»»

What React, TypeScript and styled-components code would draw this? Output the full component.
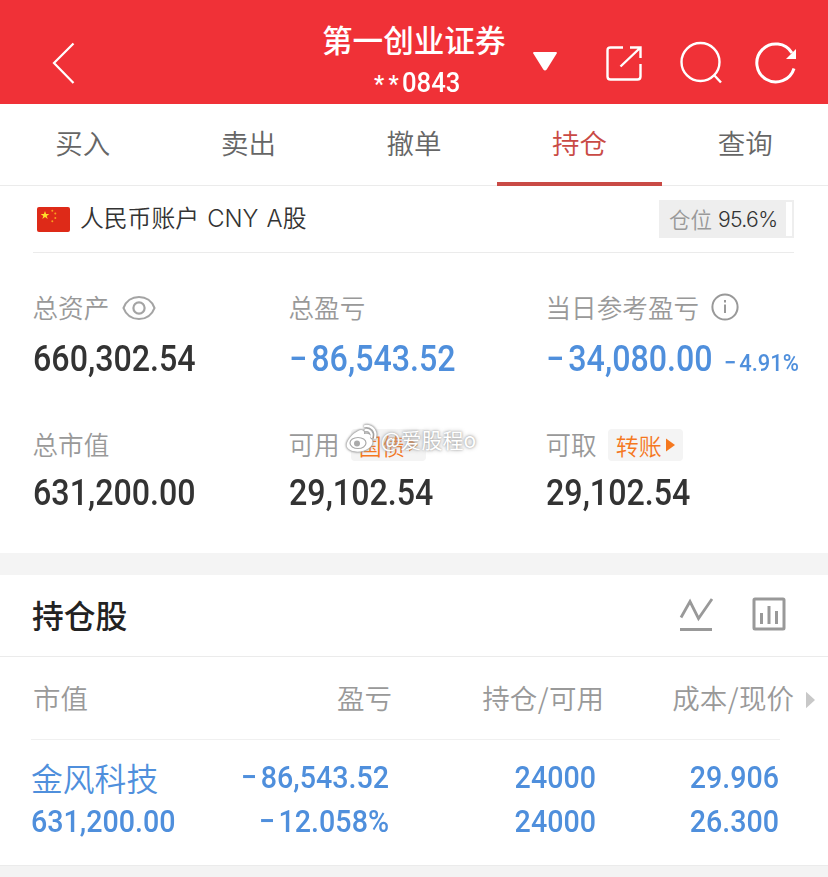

««
»»

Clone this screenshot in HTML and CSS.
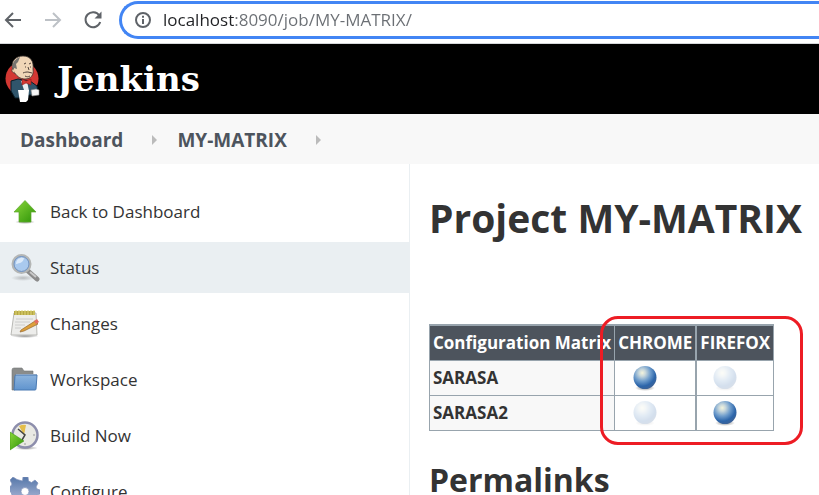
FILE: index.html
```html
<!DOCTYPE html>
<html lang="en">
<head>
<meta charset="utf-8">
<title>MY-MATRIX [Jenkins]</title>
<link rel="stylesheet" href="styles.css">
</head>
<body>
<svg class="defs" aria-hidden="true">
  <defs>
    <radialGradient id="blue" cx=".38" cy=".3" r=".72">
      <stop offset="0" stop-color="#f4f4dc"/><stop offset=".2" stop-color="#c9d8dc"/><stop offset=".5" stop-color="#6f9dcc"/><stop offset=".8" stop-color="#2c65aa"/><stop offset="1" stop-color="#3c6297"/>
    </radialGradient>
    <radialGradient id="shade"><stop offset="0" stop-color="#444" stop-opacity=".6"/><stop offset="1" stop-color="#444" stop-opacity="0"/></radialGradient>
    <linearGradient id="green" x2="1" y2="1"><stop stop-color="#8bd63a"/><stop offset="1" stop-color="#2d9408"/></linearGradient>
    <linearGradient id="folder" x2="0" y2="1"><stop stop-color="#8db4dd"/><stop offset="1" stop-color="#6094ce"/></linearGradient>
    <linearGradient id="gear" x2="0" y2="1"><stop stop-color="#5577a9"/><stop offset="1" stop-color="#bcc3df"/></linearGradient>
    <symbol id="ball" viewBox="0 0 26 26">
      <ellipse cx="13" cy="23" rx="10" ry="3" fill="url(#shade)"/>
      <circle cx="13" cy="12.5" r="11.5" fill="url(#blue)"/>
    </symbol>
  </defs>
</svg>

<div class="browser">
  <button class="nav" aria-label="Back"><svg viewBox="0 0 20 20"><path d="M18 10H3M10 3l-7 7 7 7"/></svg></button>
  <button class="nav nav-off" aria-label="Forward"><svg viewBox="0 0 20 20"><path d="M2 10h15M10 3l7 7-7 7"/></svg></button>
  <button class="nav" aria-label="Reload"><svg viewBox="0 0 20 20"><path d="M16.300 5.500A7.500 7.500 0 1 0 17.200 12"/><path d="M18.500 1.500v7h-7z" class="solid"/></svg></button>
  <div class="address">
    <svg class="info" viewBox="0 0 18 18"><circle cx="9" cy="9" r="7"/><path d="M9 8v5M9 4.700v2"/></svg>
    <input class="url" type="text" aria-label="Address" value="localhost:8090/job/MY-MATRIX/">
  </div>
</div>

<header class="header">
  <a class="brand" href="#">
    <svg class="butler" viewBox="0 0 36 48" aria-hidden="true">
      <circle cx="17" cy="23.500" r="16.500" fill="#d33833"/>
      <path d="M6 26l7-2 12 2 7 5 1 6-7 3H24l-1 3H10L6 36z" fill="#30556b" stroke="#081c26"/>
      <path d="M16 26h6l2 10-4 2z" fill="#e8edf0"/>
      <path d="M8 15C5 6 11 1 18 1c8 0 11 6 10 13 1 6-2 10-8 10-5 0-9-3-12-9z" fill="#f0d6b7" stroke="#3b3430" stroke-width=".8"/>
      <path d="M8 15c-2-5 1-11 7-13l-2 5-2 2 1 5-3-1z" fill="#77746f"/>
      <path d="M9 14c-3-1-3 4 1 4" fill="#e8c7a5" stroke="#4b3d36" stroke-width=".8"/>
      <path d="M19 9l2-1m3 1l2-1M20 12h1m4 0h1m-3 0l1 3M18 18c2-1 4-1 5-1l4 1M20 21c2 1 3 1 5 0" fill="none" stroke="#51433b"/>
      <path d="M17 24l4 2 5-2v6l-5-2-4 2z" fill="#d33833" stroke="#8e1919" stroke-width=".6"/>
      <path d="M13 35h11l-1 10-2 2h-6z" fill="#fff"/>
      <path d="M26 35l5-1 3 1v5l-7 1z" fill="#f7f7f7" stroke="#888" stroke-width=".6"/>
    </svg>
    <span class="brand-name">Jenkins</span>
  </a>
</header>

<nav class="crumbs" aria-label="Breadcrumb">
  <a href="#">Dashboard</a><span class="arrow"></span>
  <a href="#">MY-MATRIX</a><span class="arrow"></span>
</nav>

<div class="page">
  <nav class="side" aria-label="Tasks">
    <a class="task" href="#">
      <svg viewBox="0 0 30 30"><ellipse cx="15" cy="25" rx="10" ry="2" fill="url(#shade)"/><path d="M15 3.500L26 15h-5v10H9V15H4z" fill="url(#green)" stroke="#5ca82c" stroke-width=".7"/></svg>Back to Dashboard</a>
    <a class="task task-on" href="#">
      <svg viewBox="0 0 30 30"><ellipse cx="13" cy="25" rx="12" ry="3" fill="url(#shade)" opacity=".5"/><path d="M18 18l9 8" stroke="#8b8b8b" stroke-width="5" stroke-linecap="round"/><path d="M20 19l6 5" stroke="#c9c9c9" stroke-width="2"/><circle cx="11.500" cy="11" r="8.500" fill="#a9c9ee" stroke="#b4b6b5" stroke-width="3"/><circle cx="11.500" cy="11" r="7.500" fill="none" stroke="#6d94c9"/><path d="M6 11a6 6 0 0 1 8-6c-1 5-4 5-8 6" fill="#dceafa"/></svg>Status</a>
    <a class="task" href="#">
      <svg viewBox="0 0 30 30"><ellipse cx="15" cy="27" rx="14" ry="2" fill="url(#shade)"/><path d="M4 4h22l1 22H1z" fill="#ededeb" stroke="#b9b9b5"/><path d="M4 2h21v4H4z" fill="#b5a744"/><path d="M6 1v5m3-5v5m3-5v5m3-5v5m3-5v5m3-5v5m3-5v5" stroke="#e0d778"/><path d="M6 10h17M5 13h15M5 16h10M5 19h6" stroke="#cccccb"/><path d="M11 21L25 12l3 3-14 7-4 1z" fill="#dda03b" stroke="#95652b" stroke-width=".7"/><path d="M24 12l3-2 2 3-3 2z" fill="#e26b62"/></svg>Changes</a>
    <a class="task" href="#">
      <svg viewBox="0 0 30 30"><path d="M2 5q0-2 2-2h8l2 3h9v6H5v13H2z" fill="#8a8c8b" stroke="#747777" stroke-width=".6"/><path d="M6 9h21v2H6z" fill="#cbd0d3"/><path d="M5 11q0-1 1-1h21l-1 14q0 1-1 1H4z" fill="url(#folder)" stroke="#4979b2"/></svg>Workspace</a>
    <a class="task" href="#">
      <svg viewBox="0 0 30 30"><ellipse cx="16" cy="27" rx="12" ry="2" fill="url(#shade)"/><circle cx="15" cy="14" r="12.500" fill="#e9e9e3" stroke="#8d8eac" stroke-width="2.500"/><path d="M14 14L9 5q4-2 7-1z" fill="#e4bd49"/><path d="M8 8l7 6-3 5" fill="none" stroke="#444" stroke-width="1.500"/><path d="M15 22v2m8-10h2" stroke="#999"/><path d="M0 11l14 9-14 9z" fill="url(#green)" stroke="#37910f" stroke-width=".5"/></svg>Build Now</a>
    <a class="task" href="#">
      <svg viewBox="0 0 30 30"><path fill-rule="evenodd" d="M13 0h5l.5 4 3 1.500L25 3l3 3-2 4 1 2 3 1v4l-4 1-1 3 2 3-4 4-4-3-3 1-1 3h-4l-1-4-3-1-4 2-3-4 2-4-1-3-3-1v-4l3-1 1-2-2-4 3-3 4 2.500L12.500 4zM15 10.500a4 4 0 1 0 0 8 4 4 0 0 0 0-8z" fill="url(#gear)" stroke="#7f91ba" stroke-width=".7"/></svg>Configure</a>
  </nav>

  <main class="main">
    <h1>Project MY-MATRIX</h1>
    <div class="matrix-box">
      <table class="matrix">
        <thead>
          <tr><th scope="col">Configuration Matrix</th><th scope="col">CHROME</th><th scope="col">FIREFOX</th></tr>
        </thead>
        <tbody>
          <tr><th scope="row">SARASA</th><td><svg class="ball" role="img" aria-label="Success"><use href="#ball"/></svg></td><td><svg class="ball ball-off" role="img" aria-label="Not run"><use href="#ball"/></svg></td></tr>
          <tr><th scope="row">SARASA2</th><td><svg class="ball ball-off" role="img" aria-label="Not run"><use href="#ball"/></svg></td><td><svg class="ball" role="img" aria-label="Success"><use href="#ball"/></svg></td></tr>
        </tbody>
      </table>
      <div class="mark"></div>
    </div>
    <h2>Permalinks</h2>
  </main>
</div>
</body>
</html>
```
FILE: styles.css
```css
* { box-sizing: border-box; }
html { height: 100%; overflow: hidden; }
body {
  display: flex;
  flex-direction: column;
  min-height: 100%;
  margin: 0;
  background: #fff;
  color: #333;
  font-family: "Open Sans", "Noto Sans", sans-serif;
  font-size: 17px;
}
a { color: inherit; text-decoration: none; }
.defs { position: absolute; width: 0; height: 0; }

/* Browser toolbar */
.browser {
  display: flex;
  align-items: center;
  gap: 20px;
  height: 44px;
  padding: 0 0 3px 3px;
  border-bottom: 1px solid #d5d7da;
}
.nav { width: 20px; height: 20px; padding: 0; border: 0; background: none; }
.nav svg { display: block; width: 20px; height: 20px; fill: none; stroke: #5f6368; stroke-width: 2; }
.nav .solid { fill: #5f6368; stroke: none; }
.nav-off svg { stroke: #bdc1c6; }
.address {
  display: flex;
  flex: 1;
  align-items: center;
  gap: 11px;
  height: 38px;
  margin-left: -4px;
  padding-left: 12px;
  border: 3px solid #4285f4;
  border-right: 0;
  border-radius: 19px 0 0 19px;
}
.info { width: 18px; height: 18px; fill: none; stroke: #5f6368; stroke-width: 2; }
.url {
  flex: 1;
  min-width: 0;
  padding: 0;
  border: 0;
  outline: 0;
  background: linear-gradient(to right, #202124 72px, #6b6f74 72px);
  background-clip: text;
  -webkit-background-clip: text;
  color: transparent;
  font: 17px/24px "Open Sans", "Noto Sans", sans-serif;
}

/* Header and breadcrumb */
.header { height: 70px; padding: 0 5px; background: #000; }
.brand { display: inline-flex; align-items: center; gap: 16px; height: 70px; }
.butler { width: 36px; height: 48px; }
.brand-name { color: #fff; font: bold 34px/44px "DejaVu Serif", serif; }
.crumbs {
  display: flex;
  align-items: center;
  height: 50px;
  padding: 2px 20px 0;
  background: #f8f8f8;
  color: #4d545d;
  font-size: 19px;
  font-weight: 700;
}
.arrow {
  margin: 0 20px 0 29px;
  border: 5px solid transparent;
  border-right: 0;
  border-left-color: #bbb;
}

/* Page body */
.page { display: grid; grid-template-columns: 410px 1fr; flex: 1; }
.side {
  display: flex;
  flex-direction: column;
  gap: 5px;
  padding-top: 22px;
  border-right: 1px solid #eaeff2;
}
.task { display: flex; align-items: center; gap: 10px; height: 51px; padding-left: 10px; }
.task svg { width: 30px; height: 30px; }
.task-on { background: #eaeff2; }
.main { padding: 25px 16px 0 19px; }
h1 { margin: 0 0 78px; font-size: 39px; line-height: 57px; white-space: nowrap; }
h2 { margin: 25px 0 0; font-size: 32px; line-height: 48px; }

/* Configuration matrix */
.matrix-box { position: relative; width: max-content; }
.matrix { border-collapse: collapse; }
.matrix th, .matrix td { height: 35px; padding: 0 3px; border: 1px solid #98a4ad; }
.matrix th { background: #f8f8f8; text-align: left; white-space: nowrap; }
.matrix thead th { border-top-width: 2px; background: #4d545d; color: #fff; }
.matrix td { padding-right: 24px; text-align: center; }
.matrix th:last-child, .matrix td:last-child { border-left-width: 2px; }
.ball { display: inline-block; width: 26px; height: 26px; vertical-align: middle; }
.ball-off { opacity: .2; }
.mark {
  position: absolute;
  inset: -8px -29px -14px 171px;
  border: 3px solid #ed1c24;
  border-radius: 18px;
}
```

««

# Written problem
Pull every line containing "this" out of the data above.

# Output
What React, TypeScript and styled-components code would draw this? Output the full component.
Clone this screenshot in HTML and CSS.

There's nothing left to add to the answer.